WINDOM, Minn. (FOX 9) - Strong weekend storms left behind some damage in Cottonwood County just days before the county fair.
Some of the storms, including a very weak, brief, EF-0 tornado were specifically in Windom, which is about two and a half hours southwest of the Twin Cities and home to the county’s beloved fair.
While some were worried the damage would delay Tuesday’s start to the fair, organizers say the show will go on.
The director of Cottonwood County’s Emergency Management says this is the first time weather this severe has hit Windom in recent memory.
“This half of the children’s barn folded up and was laying on the other side,” said Mike Hanson, of the Cottonwood County Fair Board.
Looking at the state of the fairgrounds after two days of cleanup, it looks like the fair will ultimately weather the storm.
“I wasn’t here, but it isn’t an experience you want to go through especially a few days before a fair,” Hanson said.
A severe storm rocked Windom Saturday, ripping half the roof off the children’s barn, blowing the doors off a couple of others and causing some damage to the hog barn.
Elsewhere in town, the winds flipped a camper, knocked down several trees and damaged a can collection bin, but luckily nobody was hurt and there wasn’t any serious damage.

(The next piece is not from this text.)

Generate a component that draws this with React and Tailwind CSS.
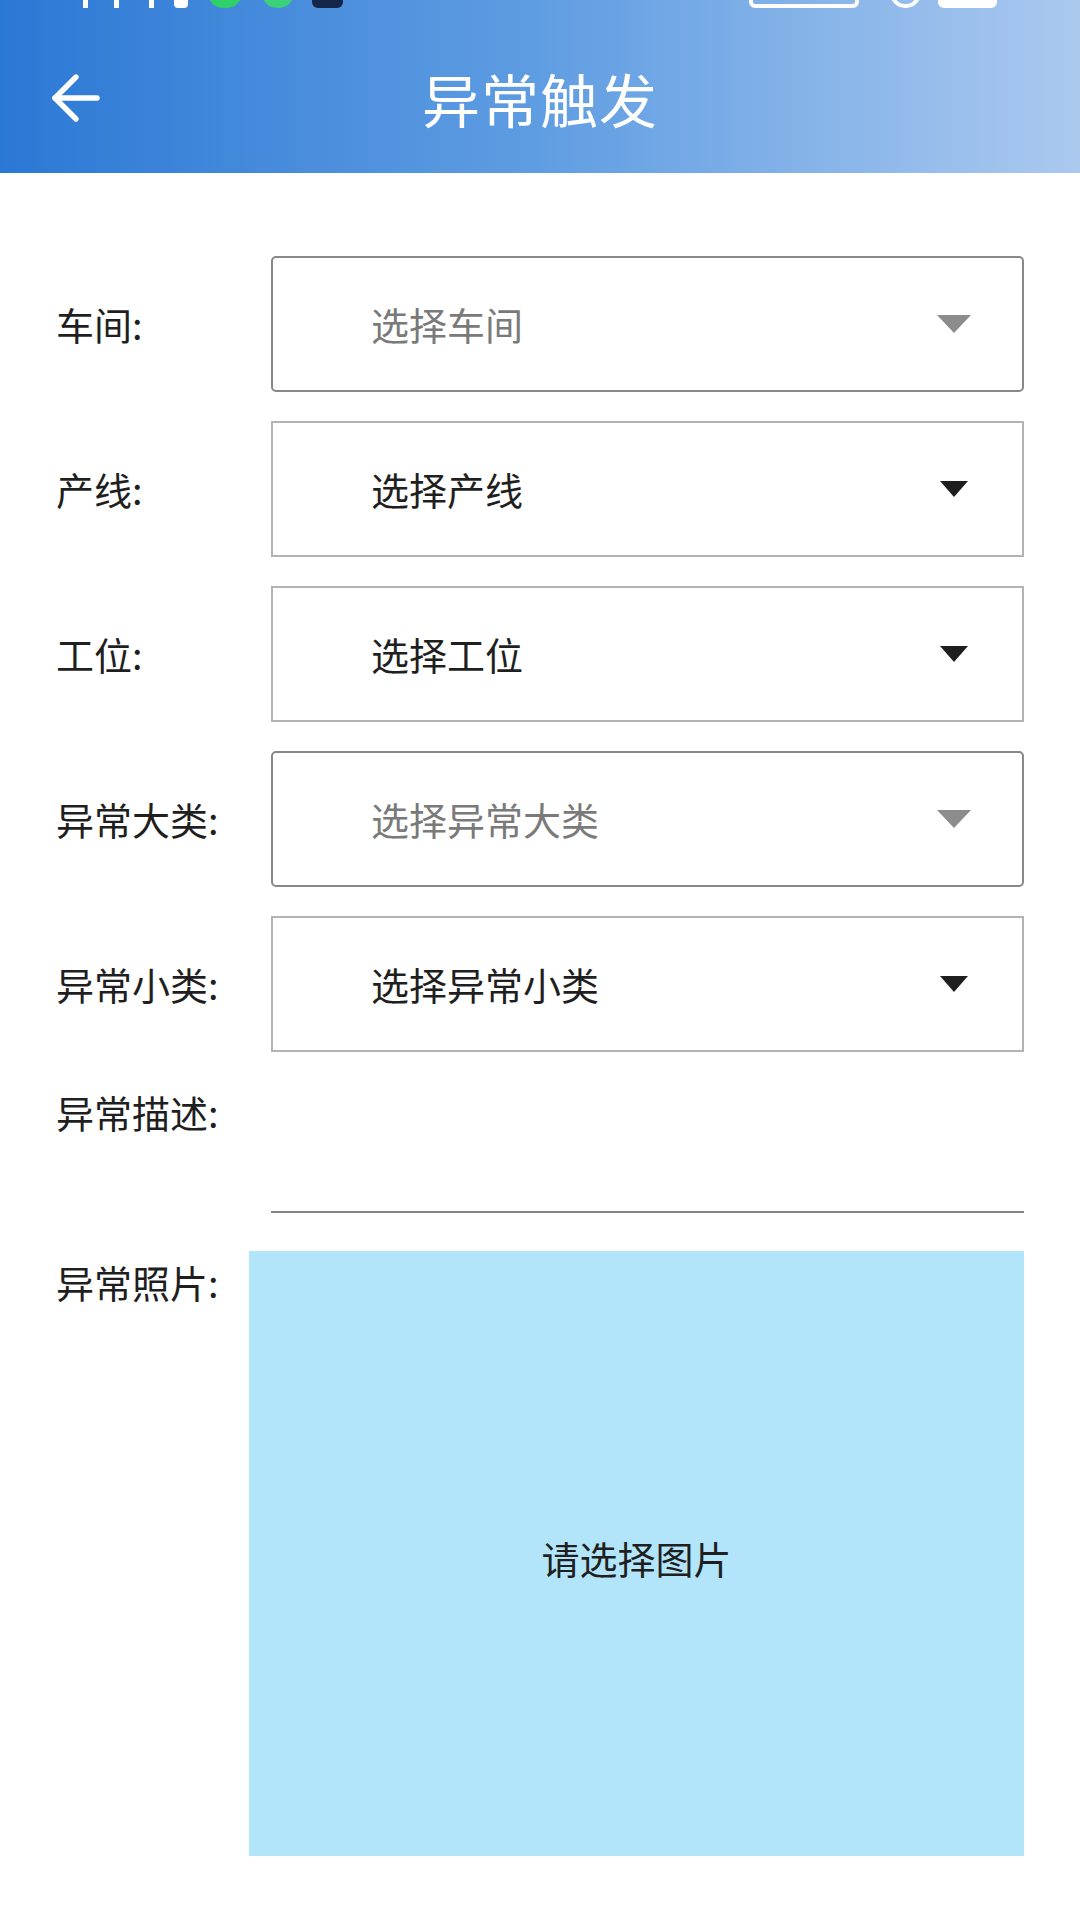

“[The storm’s path] was only about 100 feet wide or so,” said Paul Johnson, the Cottonwood County Emergency Management Director. “It was really weird there was one yard where there are tons of branches and sticks and the next one where nothing was touched.”
After racing to clear debris and have a building inspector make sure all the structures are safe for the public, organizers say the fair will begin on Wednesday as planned.
City leaders say this is the fourth natural disaster residents have dealt with in the last year or so, including two floods and a storm with straight-line winds just last month.
“It wasn’t as bad as we thought, so I’m thankful for that,” Hanson said. “Glad it happened last weekend than coming during the fair, because if it happened during the fair, it would’ve been a whole lot worse.”
In the end, organizers say fairgoers will still get to have a blue ribbon experience.
“I wouldn’t wish it on anyone else, but having been through it, it appears we made it,” Hanson said.
Now that the cleanup is over, it will be move-in day at the fairgrounds tomorrow with the fair opening on Wednesday.